Grid-Stamping on a Polygon Model for Implementing Arbitrary-Shaped Boundary Conditions in a Moving Particle Semi-Implicit Method

Abstract

This study proposes a new wall boundary condition for the grid-stamping on a polygon (G-StoP) model, which enables a simpler and more efficient handling of boundary surfaces of arbitrarily complex-shaped bodies represented using polygons (or meshes). For example, computer-aided design surface data can be used to analyze flow using a particle-based fluid-solver moving particle semi-implicit method. For coupling simulations of fluid–multibody dynamics, the Pusan-National-University-modified MPS method is improved, and the coupling analysis is performed using RecurDyn, a commercial software package for multibody (or flexible multibody) dynamics. To confirm the applicability of the developed G-StoP model, hydrostatic pressure simulations are conducted in a rectangular tank at various corner angles. Then, the hydrostatic pressure results are compared with previously proposed polygonal wall boundary model results and theoretical solutions.
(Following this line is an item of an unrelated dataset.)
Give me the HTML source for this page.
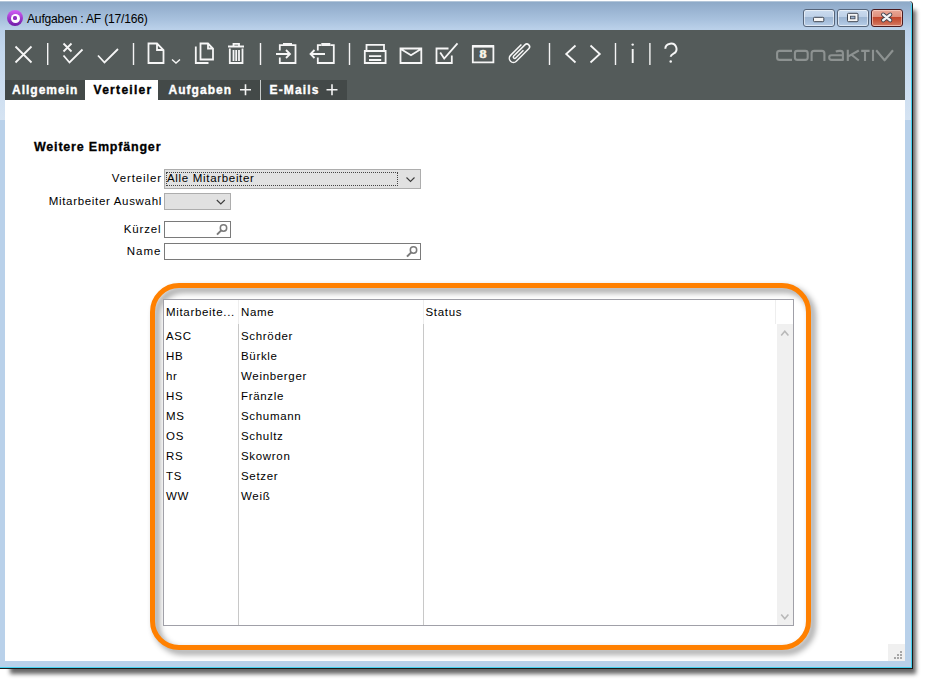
<!DOCTYPE html>
<html><head><meta charset="utf-8">
<style>
*{margin:0;padding:0;box-sizing:border-box}
html,body{width:928px;height:684px;overflow:hidden;background:#fff;font-family:"Liberation Sans",sans-serif}
.a{position:absolute}
#win{left:-8px;top:1px;width:921px;height:668px;background:#b9d1ea;border:1px solid #1a1a1a;border-top:0;border-radius:0 4px 0 0}
#wsh{left:10px;top:10px;width:906px;height:664px;background:rgba(0,0,0,.6);filter:blur(2.2px)}
#wininner{left:-7px;top:1px;width:919px;height:667px;border:1px solid #45d2f0;border-top-color:transparent;border-left-color:transparent;border-radius:5px 5px 0 0}
#title{left:0;top:1px;width:911px;height:119px;border-radius:0 4px 0 0;background:linear-gradient(#c6d4e2 0,#8eaac8 1.5px,#9ab4d2 9px,#a9c2de 19px,#bad0e9 28px,#c4d8ee 50px,#d5e3f2 119px)}
#ttext{left:27px;top:12px;font-size:12.1px;letter-spacing:-.2px;color:#000;white-space:nowrap}
.wb{top:9px;height:18px;width:32px;border:1px solid #56657a;border-radius:3px;box-shadow:inset 0 0 0 1px rgba(255,255,255,.55);background:linear-gradient(#cbdcef 0%,#bed1e8 42%,#9db6d2 44%,#a6bedb 70%,#b8cee7 100%)}
.cl{width:32px;border-color:#4a1a1e!important;box-shadow:inset 0 0 0 1px rgba(255,220,210,.6)!important;background:linear-gradient(#eaa897 0%,#df8f7c 42%,#c2452b 44%,#c85a40 70%,#d47c66 100%)!important}
#toolbar{left:5px;top:30px;width:900px;height:70px;background:#545b5a}
#content{left:5px;top:100px;width:900px;height:561px;background:#fff}
.tab{top:80px;height:20px;background:#434948;color:#fff;font-weight:bold;font-size:12px;letter-spacing:.75px;white-space:nowrap;-webkit-text-stroke:.35px currentColor}
.sep{width:1.4px;background:#e8e8e8;top:43px;height:22px}
svg{position:absolute;overflow:visible}
.lbl{font-size:11.5px;letter-spacing:.68px;color:#000;white-space:nowrap;text-align:right}
.cell{font-size:11.5px;letter-spacing:.68px;color:#000;white-space:nowrap}
</style></head><body>
<div id="wsh" class="a"></div>
<div id="win" class="a"></div>
<div id="wininner" class="a"></div>
<div id="title" class="a"></div>
<!-- app icon -->
<div class="a" style="left:7px;top:10px;width:16px;height:16px;border-radius:50%;background:linear-gradient(#d35ff6,#6e1aa6)"></div>
<div class="a" style="left:10.5px;top:13.5px;width:9px;height:9px;border-radius:50%;background:#fff"></div>
<div class="a" style="left:13.4px;top:16.4px;width:3.2px;height:3.2px;border-radius:50%;background:#9030c0"></div>
<div id="ttext" class="a">Aufgaben : AF (17/166)</div>
<div class="a wb" style="left:803px"></div>
<div class="a wb" style="left:837px"></div>
<div class="a wb cl" style="left:871px"></div>
<svg style="left:0;top:0" width="928" height="30" viewBox="0 0 928 30">
 <rect x="813.5" y="17.3" width="10.3" height="4.4" rx="1" fill="#f6f6f6" stroke="#3d4450" stroke-width="1"/>
 <rect x="847.5" y="13.3" width="10.5" height="8.4" rx="1" fill="#f6f6f6" stroke="#3d4450" stroke-width="1"/>
 <rect x="850.5" y="16.2" width="4.5" height="2.6" fill="#9cb4d0" stroke="#3d4450" stroke-width="0.8"/>
 <path d="M883.2 14.6 L890.2 20.2 M890.2 14.6 L883.2 20.2" stroke="#3a3f4c" stroke-width="4.2" stroke-linecap="round"/>
 <path d="M883.2 14.6 L890.2 20.2 M890.2 14.6 L883.2 20.2" stroke="#f4f4f4" stroke-width="2.4" stroke-linecap="round"/>
</svg>

<div id="toolbar" class="a"></div>
<div id="content" class="a"></div>

<svg style="left:0;top:0" width="928" height="100" viewBox="0 0 928 100">
<g fill="none" stroke="#f6f6f6" stroke-width="1.8" stroke-linecap="butt" stroke-linejoin="miter">
 <path d="M15.5 46.5 L31.5 62.5 M31.5 46.5 L15.5 62.5"/>
 <path d="M63.5 43.5 L71.5 51.5 M71.5 43.5 L63.5 51.5"/>
 <path d="M63.5 55.5 L69.5 62.5 L82.5 49.5"/>
 <path d="M98 55.5 L104.5 62.5 L118 49"/>
 <path d="M148.5 43.5 H157 L163.5 50 V63 H148.5 Z M157 43.5 V50 H163.5"/>
 <path d="M172 59.5 L176 63 L180 59.5" stroke-width="1.4"/>
 <path d="M195.8 46.5 V63 H208.5 M200.5 43.5 H208 L213 48.5 V59.5 H200.5 Z M208 43.5 V48.5 H213"/>
 <path d="M228 46.5 H244 M233.5 46.5 V43.8 H239 V46.5 M229.8 48.5 V63 H242.5 V48.5 M233.5 50 V61 M236.2 50 V61 M239 50 V61"/>
 <path d="M279.8 50.5 V45.2 H283 M292 45.2 H295.5 V63 H279.8 V57.5 M276 54 H290 M286 50 L290 54 L286 58"/>
 <path d="M317.8 50.5 V45.2 H321.3 M330.3 45.2 H333.8 V63 H317.8 V57.5 M325 54 H310.5 M314.5 50 L310.5 54 L314.5 58"/>
 <path d="M366.5 51 V44.8 H384 V51 M364.8 51 H385.6 V63 H364.8 Z M369 56.2 H381.2 M369 60 H381.2"/>
 <path d="M400.5 48.5 H421.3 V63 H400.5 Z M400.8 49 L411 55.3 L421 49"/>
 <path d="M448.5 48.5 H436.5 V63 H451.8 V55.5 M440.2 52.5 L444.2 58.5 L457.5 43.3"/>
 <path d="M472.8 46.2 H493.4 V62.3 H472.8 Z" />
 <path d="M472.2 46.3 H494" stroke-width="2.6"/>
 <path transform="translate(519.5,52.2) rotate(45)" stroke-width="1.5" d="M-4.1 -6.8 V8.6 A4.1 4.1 0 0 0 4.1 8.6 V-9 A2.75 2.75 0 0 0 -1.4 -9 V6.8 A1.4 1.4 0 0 0 1.4 6.8 V-4.2"/>
 <path d="M575.5 45.5 L566.2 54 L575.5 62.5 M590.5 45.5 L599.8 54 L590.5 62.5"/>
 <path d="M632.7 49 V63" stroke-width="1.9"/>
 <path d="M665.3 48.8 a5.6 5.3 0 1 1 8.2 4.8 c-1.7 0.9 -2.8 1.5 -2.8 3.1 V56.8" stroke-width="2"/>
</g>
<g fill="#f4f4f4">
 <rect x="47" y="43" width="1.4" height="22"/>
 <rect x="132.8" y="43" width="1.4" height="22"/>
 <rect x="259.8" y="43" width="1.4" height="22"/>
 <rect x="348.8" y="43" width="1.4" height="22"/>
 <rect x="548.8" y="43" width="1.4" height="22"/>
 <rect x="614.8" y="43" width="1.4" height="22"/>
 <rect x="649.2" y="43" width="1.4" height="22"/>
 <rect x="283" y="43" width="9" height="3"/>
 <rect x="321.3" y="43" width="9" height="3"/>
 <circle cx="632.7" cy="44.6" r="1.2"/>
 <circle cx="670.7" cy="61.5" r="1.25"/>
 <text x="0" y="0" transform="translate(482.9,58.3) scale(1.22,1)" font-family="Liberation Serif" font-weight="bold" font-size="11.5" text-anchor="middle" fill="#f6f2e6" stroke="#f6f2e6" stroke-width="0.55">8</text>
</g>
<g fill="none" stroke="#8d9291" stroke-width="2.1" stroke-linejoin="round">
 <path d="M792 50.9 H779.6 Q777.1 50.9 777.1 53.4 V57.4 Q777.1 59.9 779.6 59.9 H792"/>
 <rect x="794.9" y="50.9" width="12.8" height="9" rx="2.3"/>
 <path d="M811.6 61 V53.4 Q811.6 50.9 814.1 50.9 H821.9 Q824.4 50.9 824.4 53.4 V61"/>
 <path d="M835.8 51.6 Q837 50.9 839.5 50.9 H840.5 Q842.9 50.9 842.9 53.3 V59.9 H831.5 Q829.2 59.9 829.2 57.6 V57.4 Q829.2 55.2 831.5 55.2 H842.9"/>
 <path d="M847.8 49.8 V61 M848.3 56.3 L858.8 50.5 M851.8 55 L858.8 60.5"/>
 <path d="M861.2 50.9 H869.6 M865 50.9 V61"/>
 <path d="M873 49.8 V61"/>
 <path d="M876.2 50.3 L884.6 60.3 L893 50.3"/>
</g>
</svg>


<div class="a tab" style="left:5px;width:80px"><span class="a" style="left:7px;top:3px;letter-spacing:1px">Allgemein</span></div>
<div class="a tab" style="left:85px;width:73px;background:#fff;color:#000"><span class="a" style="left:8.5px;top:3px;letter-spacing:1.3px">Verteiler</span></div>
<div class="a tab" style="left:158px;width:102px"><span class="a" style="left:10.5px;top:3px;letter-spacing:1.03px">Aufgaben</span></div>
<div class="a" style="left:260px;top:80px;width:1px;height:20px;background:#c8cccb"></div>
<div class="a tab" style="left:261px;width:86px"><span class="a" style="left:8.5px;top:3px;letter-spacing:1.17px">E-Mails</span></div>

<div class="a" style="left:34px;top:140px;font-size:12.5px;font-weight:bold;letter-spacing:.8px;white-space:nowrap;-webkit-text-stroke:.3px #000">Weitere Empfänger</div>

<div class="a" style="left:150px;top:283px;width:661px;height:367px;border:5.7px solid #ff8000;border-radius:29px;filter:drop-shadow(4px 4px 3px rgba(0,0,0,.45))"></div>
<div class="a" style="left:163px;top:299px;width:631px;height:327px;border:1px solid #a0a0a8;background:#fff"></div>

<!-- plus signs on tabs -->
<svg style="left:0;top:0" width="928" height="100">
 <path d="M240 89.8 H251 M245.5 84.3 V95.3 M326.5 89.8 H337.5 M332 84.3 V95.3" stroke="#f4f4f4" stroke-width="1.6" fill="none"/>
</svg>

<div class="a lbl" style="left:62px;width:100px;top:172px;letter-spacing:.9px">Verteiler</div>
<div class="a lbl" style="left:22px;width:140px;top:195px">Mitarbeiter Auswahl</div>
<div class="a lbl" style="left:61.5px;width:100px;top:223px;letter-spacing:.85px">Kürzel</div>
<div class="a lbl" style="left:61.5px;width:100px;top:245px;letter-spacing:1px">Name</div>

<div class="a" style="left:164px;top:169px;width:257px;height:20px;background:#e1e1e1;border:1px solid #adadad"></div>
<div class="a" style="left:166px;top:172px;width:232px;height:14px;border:1px dotted #444"></div>
<div class="a cell" style="left:167px;top:172px">Alle Mitarbeiter</div>
<div class="a" style="left:164px;top:193px;width:67px;height:17px;background:#e1e1e1;border:1px solid #adadad"></div>
<div class="a" style="left:164px;top:221px;width:67px;height:17px;background:#fff;border:1px solid #7a7a7a"></div>
<div class="a" style="left:164px;top:243px;width:257px;height:17px;background:#fff;border:1px solid #7a7a7a"></div>
<svg style="left:0;top:160px" width="928" height="110" viewBox="0 160 928 110">
 <g fill="none" stroke="#3c3c3c" stroke-width="1.1">
  <path d="M406.5 177.5 L410.5 181.5 L414.5 177.5"/>
  <path d="M216.8 200 L220.8 204 L224.8 200"/>
 </g>
 <g fill="none" stroke="#7a7a7a" stroke-width="1.5">
  <circle cx="223.5" cy="228" r="3.2"/><path d="M221.2 230.4 L217 234.6" stroke-width="2"/>
  <circle cx="413.5" cy="250" r="3.2"/><path d="M411.2 252.4 L407 256.6" stroke-width="2"/>
 </g>
</svg>

<!-- grid -->
<div class="a" style="left:238px;top:300px;width:1px;height:24px;background:#eeeeee"></div>
<div class="a" style="left:238px;top:324px;width:1px;height:301px;background:#c8c8c8"></div>
<div class="a" style="left:423px;top:300px;width:1px;height:24px;background:#eeeeee"></div>
<div class="a" style="left:423px;top:324px;width:1px;height:301px;background:#c8c8c8"></div>
<div class="a" style="left:775px;top:300px;width:1px;height:24px;background:#eeeeee"></div>
<div class="a" style="left:777px;top:324px;width:16px;height:301px;background:#f0f0f0"></div>
<svg style="left:0;top:320px" width="928" height="310" viewBox="0 320 928 310">
 <g fill="none" stroke="#b8b8b8" stroke-width="1.6">
  <path d="M781.2 335.5 L784.8 331.2 L788.4 335.5"/>
  <path d="M781.2 614.5 L784.8 618.8 L788.4 614.5"/>
 </g>
</svg>
<div class="a cell" style="left:166px;top:306px">Mitarbeite...</div>
<div class="a cell" style="left:241px;top:306px">Name</div>
<div class="a cell" style="left:425.5px;top:306px">Status</div>
<div class="a cell" style="left:166px;top:326px;line-height:20px">ASC<br>HB<br>hr<br>HS<br>MS<br>OS<br>RS<br>TS<br>WW</div>
<div class="a cell" style="left:241px;top:326px;line-height:20px">Schröder<br>Bürkle<br>Weinberger<br>Fränzle<br>Schumann<br>Schultz<br>Skowron<br>Setzer<br>Weiß</div>

<!-- resize grip -->
<div class="a" style="left:888px;top:644px;width:17px;height:17px;background:#f0f0f0"></div>
<svg style="left:0;top:640px" width="928" height="30" viewBox="0 640 928 30">
 <g fill="#a6a6a6">
  <rect x="900" y="651" width="2" height="2"/>
  <rect x="897" y="654" width="2" height="2"/><rect x="900" y="654" width="2" height="2"/>
  <rect x="894" y="657" width="2" height="2"/><rect x="897" y="657" width="2" height="2"/><rect x="900" y="657" width="2" height="2"/>
 </g>
</svg>
</body></html>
That is, in the case with a corner angle of 30°, it was confirmed that the relative error to the experiment of the polygon model was 11.3%, while that of the G-StoP model was 1.3%. This demonstrates that the proposed G-StoP model is exceptional for numerical stability and robustness even when it is difficult to secure information on neighboring particles as the corner angle of the object becomes small. In addition, the G-StoP model was applied to dam breaking, subaerial landslide tsunami, and wine sloshing problems, and its accuracy and applicability were tested through comparison with experimental and other simulation results. As a result, it was shown that the present simulation results were much closer to the experiments than other simulations.